Name some popular graph databases used in the industry.
Neo4J is one of the prominent graph databases used, known for its efficient handling of complex relationships and real-time querying capabilities.
What is the primary feature that distinguishes key-value databases?
Key-value databases use a simple key-value pairing method, enabling quick data retrieval with minimal latency.
What are the typical use cases for key-value databases?
Use cases include caching, managing real-time data, persisting user sessions, implementing queues, creating leaderboards, and pub-sub systems.
Name some popular key-value databases.
Redis, Hazelcast, Riak, Voldemort, and Memcached are among the popular key-value data stores used in the industry.
Why are key-value databases suitable for caching application data?
They offer minimum latency with constant time O(1) for data fetching, making them ideal for use cases requiring super-fast data retrieval.
When should one consider choosing a key-value database for a project?
Key-value databases are best suited for scenarios where data needs to be fetched rapidly with minimal complexity in data retrieval operations.
Provide examples of real-world implementations using key-value databases.
Twitter utilizes Redis in its infrastructure, while Google Cloud implements caching using Memcached on its platform.
What type of data do time-series databases handle?
Time-series databases handle data associated with events occurring over time, often tracked from IoT devices, sensors, financial markets, etc.
Why is it essential to store massive amounts of time-series data?
Storing time-series data enables the study of user patterns, system behaviors, anomalies, and facilitates running analytics to derive insights for informed business decisions.
Name some popular time-series databases.
InfluxDB, TimescaleDB, and Prometheus are among the popular time-series databases used in the industry.

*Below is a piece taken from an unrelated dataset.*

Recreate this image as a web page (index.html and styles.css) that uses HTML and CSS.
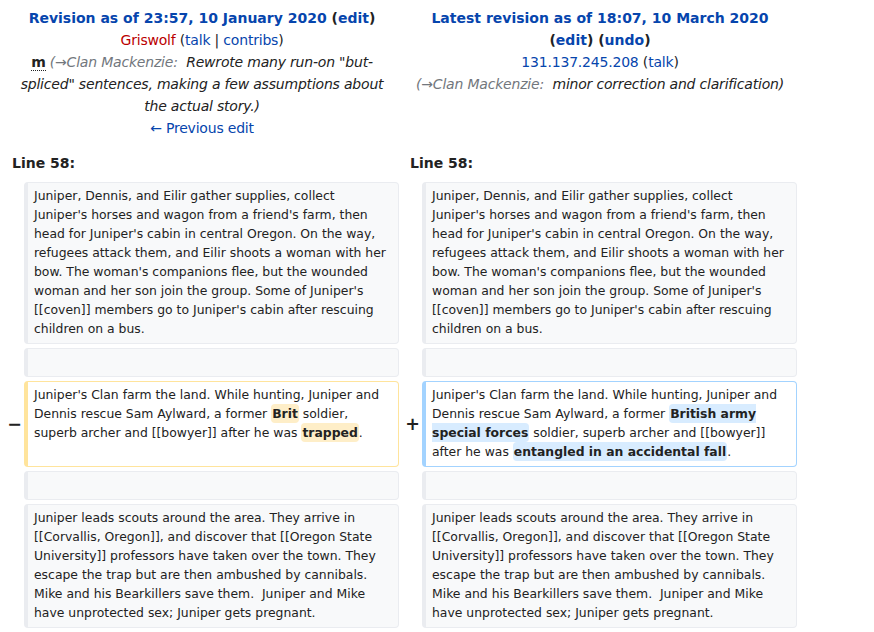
FILE: index.html
```html
<!DOCTYPE html>
<html lang="en">
<head>
<meta charset="utf-8">
<title>Difference between revisions</title>
<link rel="stylesheet" href="styles.css">
</head>
<body>
<div class="diff">
  <div class="hdr">
    <div class="title"><a href="#">Revision as of 23:57, 10 January 2020</a> <span class="paren">(<a href="#">edit</a>)</span></div>
    <div class="info"><a href="#" class="new">Griswolf</a> <span class="tools">(<a href="#">talk</a> | <a href="#">contribs</a>)</span></div>
    <div class="info summary"><abbr class="minor" title="This is a minor edit">m</abbr> <span class="comment"><span class="auto">(→Clan Mackenzie:</span>&nbsp; Rewrote many run-on "but-spliced" sentences, making a few assumptions about the actual story.)</span></div>
    <div class="info"><a href="#">← Previous edit</a></div>
  </div>
  <div class="hdr">
    <div class="title"><a href="#">Latest revision as of 18:07, 10 March 2020</a> <span class="paren">(<a href="#">edit</a>)</span> <span class="paren">(<a href="#">undo</a>)</span></div>
    <div class="info"><a href="#">131.137.245.208</a> <span class="tools">(<a href="#">talk</a>)</span></div>
    <div class="info summary"><span class="comment"><span class="auto">(→Clan Mackenzie:</span>&nbsp; minor correction and clarification)</span></div>
  </div>

  <div class="lineno">Line 58:</div>
  <div class="lineno">Line 58:</div>

  <div class="marker"></div>
  <div class="cell ctx">Juniper, Dennis, and Eilir gather supplies, collect Juniper's horses and wagon from a friend's farm, then head for Juniper's cabin in central Oregon. On the way, refugees attack them, and Eilir shoots a woman with her bow. The woman's companions flee, but the wounded woman and her son join the group. Some of Juniper's [[coven]] members go to Juniper's cabin after rescuing children on a bus.</div>
  <div class="marker"></div>
  <div class="cell ctx">Juniper, Dennis, and Eilir gather supplies, collect Juniper's horses and wagon from a friend's farm, then head for Juniper's cabin in central Oregon. On the way, refugees attack them, and Eilir shoots a woman with her bow. The woman's companions flee, but the wounded woman and her son join the group. Some of Juniper's [[coven]] members go to Juniper's cabin after rescuing children on a bus.</div>

  <div class="marker"></div>
  <div class="cell ctx"><br></div>
  <div class="marker"></div>
  <div class="cell ctx"><br></div>

  <div class="marker"><span>−</span></div>
  <div class="cell del">Juniper's Clan farm the land. While hunting, Juniper and Dennis rescue Sam Aylward, a former <del class="hl">Brit</del> soldier, superb archer and [[bowyer]] after he was <del class="hl">trapped</del>.</div>
  <div class="marker"><span>+</span></div>
  <div class="cell add">Juniper's Clan farm the land. While hunting, Juniper and Dennis rescue Sam Aylward, a former <ins class="hl">British army special forces</ins> soldier, superb archer and [[bowyer]] after he was <ins class="hl">entangled in an accidental fall</ins>.</div>

  <div class="marker"></div>
  <div class="cell ctx"><br></div>
  <div class="marker"></div>
  <div class="cell ctx"><br></div>

  <div class="marker"></div>
  <div class="cell ctx">Juniper leads scouts around the area. They arrive in [[Corvallis, Oregon]], and discover that [[Oregon State University]] professors have taken over the town. They escape the trap but are then ambushed by cannibals. Mike and his Bearkillers save them.&nbsp; Juniper and Mike have unprotected sex; Juniper gets pregnant.</div>
  <div class="marker"></div>
  <div class="cell ctx">Juniper leads scouts around the area. They arrive in [[Corvallis, Oregon]], and discover that [[Oregon State University]] professors have taken over the town. They escape the trap but are then ambushed by cannibals. Mike and his Bearkillers save them.&nbsp; Juniper and Mike have unprotected sex; Juniper gets pregnant.</div>
</div>
</body>
</html>
```

FILE: styles.css
```css
html, body {
  margin: 0;
  background: #ffffff;
}

body {
  font-family: "DejaVu Sans", sans-serif;
  font-size: 14px;
  color: #222222;
}

a {
  color: #0645ad;
  text-decoration: none;
}

a.new {
  color: #ba0000;
}

.diff {
  display: grid;
  grid-template-columns: 15px 375px 15px 375px;
  column-gap: 4px;
  row-gap: 4px;
  padding: 7px 0 0 5px;
}

.hdr {
  grid-column: span 2;
  text-align: center;
  line-height: 22px;
  padding: 0 8px 7px;
}

.title {
  font-weight: bold;
}

.info {
  letter-spacing: -0.2px;
}

.summary .comment {
  font-style: italic;
}

.auto {
  color: #72777d;
}

abbr.minor {
  font-weight: bold;
  text-decoration: none;
  border-bottom: 1px dotted #222222;
  cursor: help;
}

.lineno {
  grid-column: span 2;
  font-weight: bold;
  line-height: 22px;
  padding: 2px 0 4px 7px;
}

.marker {
  align-self: center;
  text-align: right;
  font-weight: bold;
  font-size: 17.5px;
  line-height: 1.2;
}

.marker span {
  margin-right: -2px;
}

.cell {
  font-size: 12.4px;
  line-height: 19px;
  border: 1px solid #eaecf0;
  border-left-width: 4px;
  border-radius: 4px;
  padding: 3px 7px 5px 6px;
  overflow-wrap: break-word;
}

.ctx {
  background: #f8f9fa;
}

.del {
  border-color: #ffe49c;
}

.add {
  border-color: #a3d3ff;
}

.hl {
  font-weight: bold;
  text-decoration: none;
  border-radius: 4px;
  padding: 2px 1px;
}

del.hl {
  background: #feeec8;
}

ins.hl {
  background: #d8ecff;
}
```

When should one consider using a time-series database?
Time-series databases are ideal for scenarios requiring continuous, real-time data management over extended periods, such as handling IoT device data or running real-time analytics.

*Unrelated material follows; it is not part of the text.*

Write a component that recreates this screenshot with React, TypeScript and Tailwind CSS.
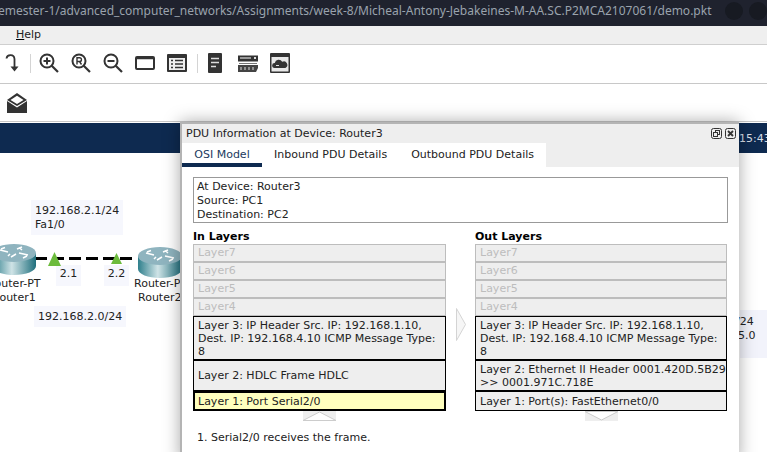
import { type FC } from 'react';

const font = "font-['DejaVu_Sans',sans-serif]";

const Redo: FC = () => (
  <svg width="14" height="20" viewBox="0 0 14 20" fill="none">
    <path d="M1.5 5.5C2 1.5 9 0.5 9.5 6V15" stroke="#333" strokeWidth="1.8" />
    <path d="M5.5 13.5h8l-4 5z" fill="#333" />
  </svg>
);

const Zoom: FC<{ mark: 'plus' | 'minus' | 'r' }> = ({ mark }) => (
  <svg width="20" height="20" viewBox="0 0 20 20" fill="none" stroke="#333">
    <circle cx="8" cy="8" r="6.5" strokeWidth="2" />
    <path d="M12.5 12.5L19 19" strokeWidth="2.2" />
    {mark !== 'r' && <path d="M4.5 8h7" strokeWidth="2" />}
    {mark === 'plus' && <path d="M8 4.5v7" strokeWidth="2" />}
    {mark === 'r' && <path d="M6 11.5V4.8h2.6a1.8 1.8 0 010 3.7H6M8.5 8.5l2 3" strokeWidth="1.4" />}
  </svg>
);

const WindowIcon: FC = () => (
  <svg width="20" height="14" viewBox="0 0 20 14" fill="none">
    <rect x="1" y="1" width="18" height="12" rx="1" stroke="#333" strokeWidth="2" />
    <path d="M1 2.5h18" stroke="#333" strokeWidth="1.5" />
  </svg>
);

const ListIcon: FC = () => (
  <svg width="20" height="18" viewBox="0 0 20 18">
    <rect width="20" height="18" rx="1" fill="#333" />
    <rect x="2" y="4" width="16" height="12" fill="#eee" />
    <path d="M4 6.5h2M8 6.5h8M4 10h2M8 10h8M4 13.5h2M8 13.5h8" stroke="#333" strokeWidth="1.5" />
  </svg>
);

const DocIcon: FC = () => (
  <svg width="14" height="20" viewBox="0 0 14 20">
    <rect width="14" height="20" rx="1" fill="#333" />
    <path d="M3 5.5h8M3 9.5h8M3 13.5h5" stroke="#ddd" strokeWidth="1.4" />
  </svg>
);

const ServerIcon: FC = () => (
  <svg width="20" height="17" viewBox="0 0 20 17">
    <rect y="0.5" width="20" height="6" fill="#333" />
    <path d="M2 3h11" stroke="#ddd" strokeWidth="1.2" />
    <rect x="16" y="2" width="2" height="2" fill="#ddd" />
    <path d="M1 8h18v1H1z" fill="#777" />
    <path d="M0 10h20v3L18 17H0z" fill="#444" />
    <path d="M3 12v3M7 12v3M11 12v3M15 12v3" stroke="#aaa" strokeWidth="1.5" />
  </svg>
);

const CloudIcon: FC = () => (
  <svg width="20" height="20" viewBox="0 0 20 20">
    <rect width="20" height="20" rx="1" fill="#333" />
    <rect x="1.5" y="4" width="17" height="14.5" fill="#e8e8e8" />
    <path d="M4.5 15a2.5 2.5 0 01.3-5 4 4 0 017.4-1.2 3.2 3.2 0 013.2 6.2z" fill="#333" />
    <path d="M6 12.5h3" stroke="#ddd" strokeWidth="1" />
  </svg>
);

const Mail: FC = () => (
  <svg width="20" height="20" viewBox="0 0 20 20">
    <path d="M0 7L10 0l10 7-10 6z" fill="#333" />
    <path d="M3.5 7L10 2.8 16.5 7 10 11z" fill="#fff" />
    <path d="M0 8l10 6.5L20 8v12H0z" fill="#333" />
  </svg>
);

const Sep: FC = () => <div className="w-px h-[19px] bg-[#d4d4d4]" />;

const RouterIcon: FC<{ id: string }> = ({ id }) => (
  <svg width="44" height="32" viewBox="0 0 44 32">
    <defs>
      <linearGradient id={id} x1="0" x2="1" y1="0" y2="0">
        <stop offset="0" stopColor="#2f7f8c" />
        <stop offset="0.45" stopColor="#cfe3e6" />
        <stop offset="1" stopColor="#1f6f7d" />
      </linearGradient>
    </defs>
    <path d="M0 9v13c0 5 10 9 22 9s22-4 22-9V9z" fill={`url(#${id})`} />
    <ellipse cx="22" cy="9" rx="22" ry="9" fill="#8fb4bf" />
    <path d="M8 6l8 2M13 3.5l-4 1.5M36 11l-9-2M31 14l4-2M19 13l5-3M18 10l-2 2M25 5l5-2M30 6l-3-2.5" stroke="#fff" strokeWidth="1.5" fill="none" />
  </svg>
);

const Disabled: FC<{ label: string }> = ({ label }) => (
  <div className="h-[18px] border border-[#bdbdbd] bg-[#eeeeee] pl-1 text-[#bdbdbd] leading-[16px]">{label}</div>
);

const Active: FC<{ h: string; yellow?: boolean; center?: boolean; text: string }> = ({ h, yellow, center, text }) => (
  <div
    className={`${h} border-black leading-[13px] text-[#222] ${yellow ? 'border-2 pl-[3px] bg-[#ffffbe]' : 'border pl-1 bg-[#eeeeee]'} ${center ? 'flex items-center' : 'pt-[2px]'}`}
  >
    <span>{text}</span>
  </div>
);

const LayerColumn: FC<{ title: string; rows: { h: string; text: string; yellow?: boolean; center?: boolean }[] }> = ({ title, rows }) => (
  <div className="flex flex-col">
    <div className="h-[14px] font-bold text-black leading-[14px]">{title}</div>
    <Disabled label="Layer7" />
    <Disabled label="Layer6" />
    <Disabled label="Layer5" />
    <Disabled label="Layer4" />
    {rows.map(r => (
      <Active key={r.text} {...r} />
    ))}
  </div>
);

const inRows = [
  { h: 'h-[44px]', text: 'Layer 3: IP Header Src. IP: 192.168.1.10, Dest. IP: 192.168.4.10 ICMP Message Type: 8' },
  { h: 'h-[31px]', text: 'Layer 2: HDLC Frame HDLC', center: true },
  { h: 'h-[20px]', text: 'Layer 1: Port Serial2/0', yellow: true, center: true },
];

const outRows = [
  { h: 'h-[44px]', text: 'Layer 3: IP Header Src. IP: 192.168.1.10, Dest. IP: 192.168.4.10 ICMP Message Type: 8' },
  { h: 'h-[31px]', text: 'Layer 2: Ethernet II Header 0001.420D.5B29 >> 0001.971C.718E' },
  { h: 'h-[20px]', text: 'Layer 1: Port(s): FastEthernet0/0', center: true },
];

const PduDialog: FC = () => (
  <div className={`${font} absolute left-[180px] top-[122px] w-[559px] h-[340px] bg-white border-l-2 border-t-2 border-[#b4b4b4] shadow-[0_0_16px_rgba(0,0,0,0.35)] text-[11px] text-[#222]`}>
    <div className="h-[19px] bg-[#eeeeee] flex items-center justify-between pl-1 pr-[3px]">
      <span className="text-[11px] pt-px">PDU Information at Device: Router3</span>
      <div className="flex gap-[3px]">
        <svg width="11" height="11" viewBox="0 0 11 11" fill="none" stroke="#333">
          <rect x="0.5" y="0.5" width="10" height="10" rx="2" />
          <rect x="4.5" y="2.5" width="4" height="4" />
          <rect x="2.5" y="4.5" width="4" height="4" fill="#eee" />
        </svg>
        <svg width="11" height="11" viewBox="0 0 11 11" fill="none" stroke="#333">
          <rect x="0.5" y="0.5" width="10" height="10" rx="2" />
          <path d="M3 3l5 5M8 3l-5 5" strokeWidth="1.8" />
        </svg>
      </div>
    </div>
    <div className="flex h-[24px] bg-[#eeeeee]">
      <div className="flex bg-white w-[364px]">
        <div className="w-[80px] h-[24px] border-b-4 border-[#0e2a50] text-center text-[#1c3a5e] leading-[24px]">OSI Model</div>
        <div className="ml-3 text-[#222] leading-[24px]">Inbound PDU Details</div>
        <div className="ml-6 text-[#222] leading-[24px]">Outbound PDU Details</div>
      </div>
    </div>
    <div className="pl-[11px] pt-[10px]">
      <div className="w-[535px] h-[46px] border border-[#999] pl-[3px] pt-[2px] leading-[14px]">
        <div>At Device: Router3</div>
        <div>Source: PC1</div>
        <div>Destination: PC2</div>
      </div>
      <div className="flex mt-[7px]">
        <div className="w-[253px]">
          <LayerColumn title="In Layers" rows={inRows} />
        </div>
        <div className="w-[29px] flex justify-center pt-[78px]">
          <svg width="10" height="33" viewBox="0 0 10 33" fill="#f6f6f6" stroke="#d4d4d4">
            <path d="M0.5 0.5L9.5 16.5 0.5 32.5z" />
          </svg>
        </div>
        <div className="w-[252px]">
          <LayerColumn title="Out Layers" rows={outRows} />
        </div>
      </div>
      <div className="flex h-[10px]">
        <div className="w-[253px] flex justify-center">
          <svg width="33" height="10" viewBox="0 0 33 10" fill="#fff" stroke="#ccc">
            <rect width="33" height="10" fill="#eee" stroke="none" />
            <path d="M0 9.5L16.5 1 33 9.5z" />
          </svg>
        </div>
        <div className="w-[29px]" />
        <div className="w-[252px] flex justify-center">
          <svg width="33" height="10" viewBox="0 0 33 10" fill="#fff" stroke="#ccc">
            <rect width="33" height="10" fill="#eee" stroke="none" />
            <path d="M0 0.5L16.5 9 33 0.5z" />
          </svg>
        </div>
      </div>
      <div className="pl-[4px] mt-[10px] leading-[14px]">1. Serial2/0 receives the frame.</div>
    </div>
  </div>
);

const App: FC = () => (
  <div className="relative w-[767px] h-[452px] overflow-hidden bg-white">
    <header className="h-[26px] bg-[#1f222e] relative overflow-hidden">
      <div className="absolute left-[-2px] top-0 whitespace-nowrap leading-[22px] text-[12px] text-[#9aa3ad] font-['Noto_Sans',sans-serif]">
        emester-1/advanced_computer_networks/Assignments/week-8/Micheal-Antony-Jebakeines-M-AA.SC.P2MCA2107061/demo.pkt
      </div>
      <div className="absolute left-[725px] top-[2px] w-[18px] h-[18px] rounded-full bg-[#171a22]" />
      <div className="absolute left-[749px] top-[2px] w-[18px] h-[18px] rounded-full bg-[#171a22]" />
    </header>
    <nav className={`${font} h-[19px] bg-[#efefef] border-b border-[#cfcfcf] text-[11px] text-[#222] pl-[16px] leading-[18px]`}>
      <span className="underline decoration-black">H</span>elp
    </nav>
    <div className="h-[39px] border-b border-[#c8c8c8] flex items-center pl-[4px] pb-[2px]">
      <div className="w-[16px] flex justify-center"><Redo /></div>
      <div className="ml-[10px]"><Sep /></div>
      <div className="ml-[8px] flex items-center gap-[12px]">
        <Zoom mark="plus" />
        <Zoom mark="r" />
        <Zoom mark="minus" />
        <WindowIcon />
        <ListIcon />
      </div>
      <div className="ml-[10px]"><Sep /></div>
      <div className="ml-[10px] flex items-center gap-[16px]">
        <DocIcon />
        <ServerIcon />
        <div className="-ml-[4px]"><CloudIcon /></div>
      </div>
    </div>
    <div className="h-[38px] border-b border-[#c8c8c8] flex items-center pl-[7px]">
      <Mail />
    </div>
    <div className="mt-px h-[30px] bg-[#0e2a50] flex items-center pl-[739px] overflow-hidden">
      <span className={`${font} text-[#d8dee6] text-[11px] leading-none whitespace-nowrap`}>15:43</span>
    </div>
    <main className={`${font} relative h-[300px] text-[11px] text-[#222] leading-[14px]`}>
      <div className="absolute left-[31px] top-[47px] w-[92px] h-[35px] bg-[#f6f7fd] pl-[4px] pt-[4px]">
        <div>192.168.2.1/24</div>
        <div>Fa1/0</div>
      </div>
      <div className="absolute left-[34px] top-[153px] w-[92px] h-[21px] bg-[#f6f7fd] pl-[4px] pt-[4px]">192.168.2.0/24</div>
      <div className="absolute left-[56px] top-[112px] w-[25px] h-[21px] bg-[#f6f7fd] text-center pt-[2px]">2.1</div>
      <div className="absolute left-[104px] top-[112px] w-[25px] h-[21px] bg-[#f6f7fd] text-center pt-[2px]">2.2</div>
      <div className="absolute left-[740px] top-[157px] w-[27px] h-[48px] bg-[#f2f3fb] pt-[5px] pl-0">
        <div className="-ml-[4px]">/24</div>
        <div className="-ml-[2px]">5.0</div>
      </div>
      <svg className="absolute left-[35px] top-[104px]" width="102" height="3" viewBox="0 0 102 3">
        <path d="M0 1.5H102" stroke="#000" strokeWidth="3" strokeDasharray="12 5" />
      </svg>
      <svg className="absolute left-[48px] top-[99px]" width="13" height="14" viewBox="0 0 13 14">
        <path d="M6.5 0L13 14H0z" fill="#6cbb3c" />
      </svg>
      <svg className="absolute left-[111px] top-[100px]" width="11" height="11" viewBox="0 0 11 11">
        <path d="M5.5 0L11 11H0z" fill="#6cbb3c" />
      </svg>
      <div className="absolute left-[-8px] top-[91px]"><RouterIcon id="r1" /></div>
      <div className="absolute left-[138px] top-[94px]"><RouterIcon id="r2" /></div>
      <div className="absolute left-[-21px] top-[124px] w-[70px] text-center">
        <div>Router-PT</div>
        <div>Router1</div>
      </div>
      <div className="absolute left-[134px] top-[124px] whitespace-nowrap">
        <div>Router-PT</div>
        <div className="pl-[4px]">Router2</div>
      </div>
    </main>
    <PduDialog />
  </div>
);

export default App;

What are some real-world implementations of time-series databases?
M3DB powers time-series metrics workflows at Uber, while Apache Druid is used for real-time analytics at Airbnb.
Define time-series data.
Time-series data consists of data points associated with events occurring over time, often collected from various sources like sensors, IoT devices, social networks, etc.
What type of databases belong to the NoSQL family and handle massive amounts of data, particularly Big Data?

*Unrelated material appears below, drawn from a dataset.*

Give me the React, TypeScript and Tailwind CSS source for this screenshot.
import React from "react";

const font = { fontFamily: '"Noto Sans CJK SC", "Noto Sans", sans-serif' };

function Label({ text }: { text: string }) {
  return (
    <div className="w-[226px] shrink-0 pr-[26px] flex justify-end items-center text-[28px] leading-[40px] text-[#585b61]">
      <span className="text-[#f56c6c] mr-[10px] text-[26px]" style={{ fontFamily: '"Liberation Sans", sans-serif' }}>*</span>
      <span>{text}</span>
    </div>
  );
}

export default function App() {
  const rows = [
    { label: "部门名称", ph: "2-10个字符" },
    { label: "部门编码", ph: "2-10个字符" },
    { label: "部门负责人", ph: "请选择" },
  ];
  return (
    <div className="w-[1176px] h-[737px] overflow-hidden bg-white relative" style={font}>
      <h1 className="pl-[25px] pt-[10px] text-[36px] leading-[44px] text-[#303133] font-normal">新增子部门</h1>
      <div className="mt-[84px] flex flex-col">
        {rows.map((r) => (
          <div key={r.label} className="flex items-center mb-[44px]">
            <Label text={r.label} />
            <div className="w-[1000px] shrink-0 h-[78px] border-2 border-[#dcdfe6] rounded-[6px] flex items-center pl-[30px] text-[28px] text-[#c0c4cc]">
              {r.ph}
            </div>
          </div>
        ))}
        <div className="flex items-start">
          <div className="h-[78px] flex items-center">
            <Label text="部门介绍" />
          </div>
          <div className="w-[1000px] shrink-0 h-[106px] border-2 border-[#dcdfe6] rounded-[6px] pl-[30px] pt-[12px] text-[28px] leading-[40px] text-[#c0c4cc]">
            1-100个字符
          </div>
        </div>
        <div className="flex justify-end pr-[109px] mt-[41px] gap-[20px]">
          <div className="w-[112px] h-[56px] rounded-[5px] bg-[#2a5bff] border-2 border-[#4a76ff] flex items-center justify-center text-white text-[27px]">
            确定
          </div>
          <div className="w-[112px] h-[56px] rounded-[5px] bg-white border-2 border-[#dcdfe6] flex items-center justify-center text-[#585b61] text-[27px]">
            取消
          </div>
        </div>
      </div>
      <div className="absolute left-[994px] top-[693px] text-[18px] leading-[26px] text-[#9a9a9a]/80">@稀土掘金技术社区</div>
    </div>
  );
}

Wide-column databases, also known as column-oriented databases, specialize in handling large volumes of data.
How are records structured in a wide-column database?
Records in a wide-column database consist of a dynamic number of columns and can hold billions of columns.
Name a few popular wide-column databases.
Cassandra, HBase, Google BigTable, and ScyllaDB are among the well-known wide-column databases used in various industries.
When is it recommended to use a wide-column database?
Wide-column databases are best suited for scenarios involving Big Data, offering scalability, high performance, and availability.